** START Information supplied **

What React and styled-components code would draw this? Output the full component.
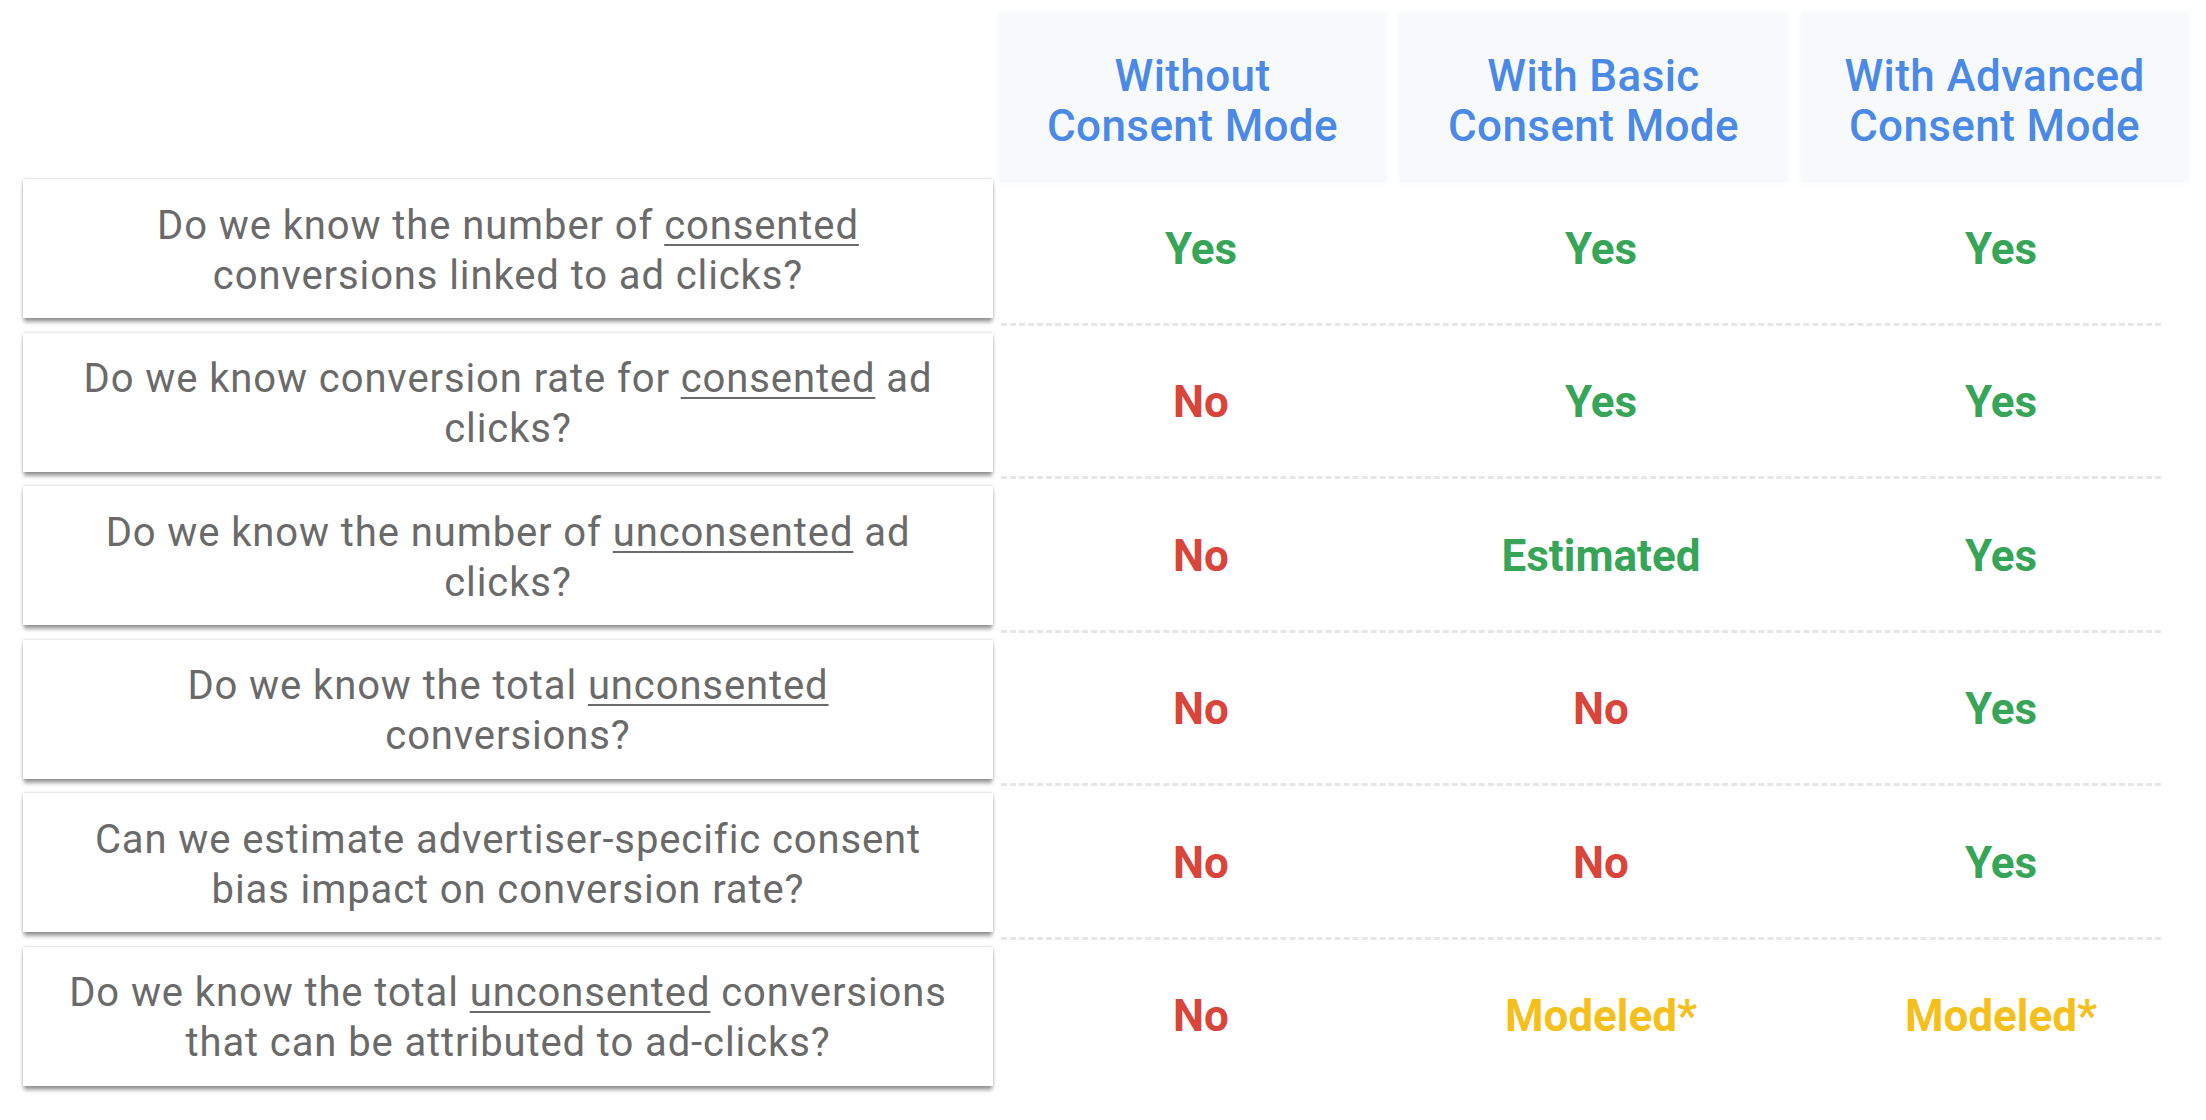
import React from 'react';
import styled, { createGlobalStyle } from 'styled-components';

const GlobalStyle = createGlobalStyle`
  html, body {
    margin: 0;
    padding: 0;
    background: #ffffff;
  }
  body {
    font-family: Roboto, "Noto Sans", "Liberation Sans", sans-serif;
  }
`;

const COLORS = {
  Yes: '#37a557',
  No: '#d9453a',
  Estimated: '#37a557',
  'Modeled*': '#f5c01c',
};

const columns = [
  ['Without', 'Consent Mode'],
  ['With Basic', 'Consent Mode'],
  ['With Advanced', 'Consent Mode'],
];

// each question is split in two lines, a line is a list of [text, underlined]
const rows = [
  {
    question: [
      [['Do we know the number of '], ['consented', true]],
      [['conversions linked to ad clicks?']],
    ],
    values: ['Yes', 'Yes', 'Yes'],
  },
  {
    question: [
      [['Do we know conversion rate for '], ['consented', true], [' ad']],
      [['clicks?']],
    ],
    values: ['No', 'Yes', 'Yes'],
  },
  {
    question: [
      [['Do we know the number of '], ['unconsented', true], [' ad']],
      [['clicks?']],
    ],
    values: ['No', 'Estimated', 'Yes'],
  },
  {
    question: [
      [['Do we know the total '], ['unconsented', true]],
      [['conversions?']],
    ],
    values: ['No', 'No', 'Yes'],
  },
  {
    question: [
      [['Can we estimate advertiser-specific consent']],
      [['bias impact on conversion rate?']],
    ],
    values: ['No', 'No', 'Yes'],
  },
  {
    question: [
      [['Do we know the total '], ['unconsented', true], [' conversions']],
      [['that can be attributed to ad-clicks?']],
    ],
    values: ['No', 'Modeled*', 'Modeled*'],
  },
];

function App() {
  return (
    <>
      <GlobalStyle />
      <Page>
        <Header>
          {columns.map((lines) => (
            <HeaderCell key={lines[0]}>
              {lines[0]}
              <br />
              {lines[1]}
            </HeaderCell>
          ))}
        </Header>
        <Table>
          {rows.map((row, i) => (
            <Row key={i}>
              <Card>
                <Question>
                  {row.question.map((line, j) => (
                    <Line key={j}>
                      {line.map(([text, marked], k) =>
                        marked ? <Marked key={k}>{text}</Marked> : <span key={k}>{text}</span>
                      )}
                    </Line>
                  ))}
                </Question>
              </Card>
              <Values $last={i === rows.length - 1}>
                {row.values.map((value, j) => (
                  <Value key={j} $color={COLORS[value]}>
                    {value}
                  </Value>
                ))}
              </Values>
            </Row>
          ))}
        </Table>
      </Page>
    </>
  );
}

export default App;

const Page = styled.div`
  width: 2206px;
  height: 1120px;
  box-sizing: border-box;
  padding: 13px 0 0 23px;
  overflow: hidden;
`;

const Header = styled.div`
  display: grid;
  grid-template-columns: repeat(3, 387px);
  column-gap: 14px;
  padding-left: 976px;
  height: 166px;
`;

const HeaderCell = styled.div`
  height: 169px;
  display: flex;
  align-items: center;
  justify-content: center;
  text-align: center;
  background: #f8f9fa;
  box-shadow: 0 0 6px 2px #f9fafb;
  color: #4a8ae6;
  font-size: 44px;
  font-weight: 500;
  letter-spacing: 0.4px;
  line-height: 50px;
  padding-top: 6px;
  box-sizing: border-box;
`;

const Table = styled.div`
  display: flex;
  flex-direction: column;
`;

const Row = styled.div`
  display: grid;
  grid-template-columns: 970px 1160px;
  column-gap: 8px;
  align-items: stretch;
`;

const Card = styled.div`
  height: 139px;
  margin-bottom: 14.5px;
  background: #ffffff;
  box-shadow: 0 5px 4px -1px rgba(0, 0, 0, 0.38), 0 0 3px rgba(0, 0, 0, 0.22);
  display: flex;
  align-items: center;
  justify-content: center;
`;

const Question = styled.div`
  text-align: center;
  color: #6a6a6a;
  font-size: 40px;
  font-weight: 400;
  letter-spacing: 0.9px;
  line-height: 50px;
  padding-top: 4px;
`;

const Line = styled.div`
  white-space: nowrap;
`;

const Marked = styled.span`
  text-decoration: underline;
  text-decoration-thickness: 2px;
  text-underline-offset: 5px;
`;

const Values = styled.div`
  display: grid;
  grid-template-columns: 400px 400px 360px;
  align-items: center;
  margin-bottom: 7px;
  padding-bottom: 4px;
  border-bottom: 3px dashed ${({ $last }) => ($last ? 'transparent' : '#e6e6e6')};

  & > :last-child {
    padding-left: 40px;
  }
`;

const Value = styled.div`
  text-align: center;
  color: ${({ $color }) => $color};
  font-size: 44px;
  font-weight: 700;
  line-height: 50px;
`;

** END Information supplied **

Given instruction: Repeat all of the data above word for word, minus the pictures.

Result of the exercise:
What React and styled-components code would draw this? Output the full component.
import React from 'react';
import styled, { createGlobalStyle } from 'styled-components';

const GlobalStyle = createGlobalStyle`
  html, body {
    margin: 0;
    padding: 0;
    background: #ffffff;
  }
  body {
    font-family: Roboto, "Noto Sans", "Liberation Sans", sans-serif;
  }
`;

const COLORS = {
  Yes: '#37a557',
  No: '#d9453a',
  Estimated: '#37a557',
  'Modeled*': '#f5c01c',
};

const columns = [
  ['Without', 'Consent Mode'],
  ['With Basic', 'Consent Mode'],
  ['With Advanced', 'Consent Mode'],
];

// each question is split in two lines, a line is a list of [text, underlined]
const rows = [
  {
    question: [
      [['Do we know the number of '], ['consented', true]],
      [['conversions linked to ad clicks?']],
    ],
    values: ['Yes', 'Yes', 'Yes'],
  },
  {
    question: [
      [['Do we know conversion rate for '], ['consented', true], [' ad']],
      [['clicks?']],
    ],
    values: ['No', 'Yes', 'Yes'],
  },
  {
    question: [
      [['Do we know the number of '], ['unconsented', true], [' ad']],
      [['clicks?']],
    ],
    values: ['No', 'Estimated', 'Yes'],
  },
  {
    question: [
      [['Do we know the total '], ['unconsented', true]],
      [['conversions?']],
    ],
    values: ['No', 'No', 'Yes'],
  },
  {
    question: [
      [['Can we estimate advertiser-specific consent']],
      [['bias impact on conversion rate?']],
    ],
    values: ['No', 'No', 'Yes'],
  },
  {
    question: [
      [['Do we know the total '], ['unconsented', true], [' conversions']],
      [['that can be attributed to ad-clicks?']],
    ],
    values: ['No', 'Modeled*', 'Modeled*'],
  },
];

function App() {
  return (
    <>
      <GlobalStyle />
      <Page>
        <Header>
          {columns.map((lines) => (
            <HeaderCell key={lines[0]}>
              {lines[0]}
              <br />
              {lines[1]}
            </HeaderCell>
          ))}
        </Header>
        <Table>
          {rows.map((row, i) => (
            <Row key={i}>
              <Card>
                <Question>
                  {row.question.map((line, j) => (
                    <Line key={j}>
                      {line.map(([text, marked], k) =>
                        marked ? <Marked key={k}>{text}</Marked> : <span key={k}>{text}</span>
                      )}
                    </Line>
                  ))}
                </Question>
              </Card>
              <Values $last={i === rows.length - 1}>
                {row.values.map((value, j) => (
                  <Value key={j} $color={COLORS[value]}>
                    {value}
                  </Value>
                ))}
              </Values>
            </Row>
          ))}
        </Table>
      </Page>
    </>
  );
}

export default App;

const Page = styled.div`
  width: 2206px;
  height: 1120px;
  box-sizing: border-box;
  padding: 13px 0 0 23px;
  overflow: hidden;
`;

const Header = styled.div`
  display: grid;
  grid-template-columns: repeat(3, 387px);
  column-gap: 14px;
  padding-left: 976px;
  height: 166px;
`;

const HeaderCell = styled.div`
  height: 169px;
  display: flex;
  align-items: center;
  justify-content: center;
  text-align: center;
  background: #f8f9fa;
  box-shadow: 0 0 6px 2px #f9fafb;
  color: #4a8ae6;
  font-size: 44px;
  font-weight: 500;
  letter-spacing: 0.4px;
  line-height: 50px;
  padding-top: 6px;
  box-sizing: border-box;
`;

const Table = styled.div`
  display: flex;
  flex-direction: column;
`;

const Row = styled.div`
  display: grid;
  grid-template-columns: 970px 1160px;
  column-gap: 8px;
  align-items: stretch;
`;

const Card = styled.div`
  height: 139px;
  margin-bottom: 14.5px;
  background: #ffffff;
  box-shadow: 0 5px 4px -1px rgba(0, 0, 0, 0.38), 0 0 3px rgba(0, 0, 0, 0.22);
  display: flex;
  align-items: center;
  justify-content: center;
`;

const Question = styled.div`
  text-align: center;
  color: #6a6a6a;
  font-size: 40px;
  font-weight: 400;
  letter-spacing: 0.9px;
  line-height: 50px;
  padding-top: 4px;
`;

const Line = styled.div`
  white-space: nowrap;
`;

const Marked = styled.span`
  text-decoration: underline;
  text-decoration-thickness: 2px;
  text-underline-offset: 5px;
`;

const Values = styled.div`
  display: grid;
  grid-template-columns: 400px 400px 360px;
  align-items: center;
  margin-bottom: 7px;
  padding-bottom: 4px;
  border-bottom: 3px dashed ${({ $last }) => ($last ? 'transparent' : '#e6e6e6')};

  & > :last-child {
    padding-left: 40px;
  }
`;

const Value = styled.div`
  text-align: center;
  color: ${({ $color }) => $color};
  font-size: 44px;
  font-weight: 700;
  line-height: 50px;
`;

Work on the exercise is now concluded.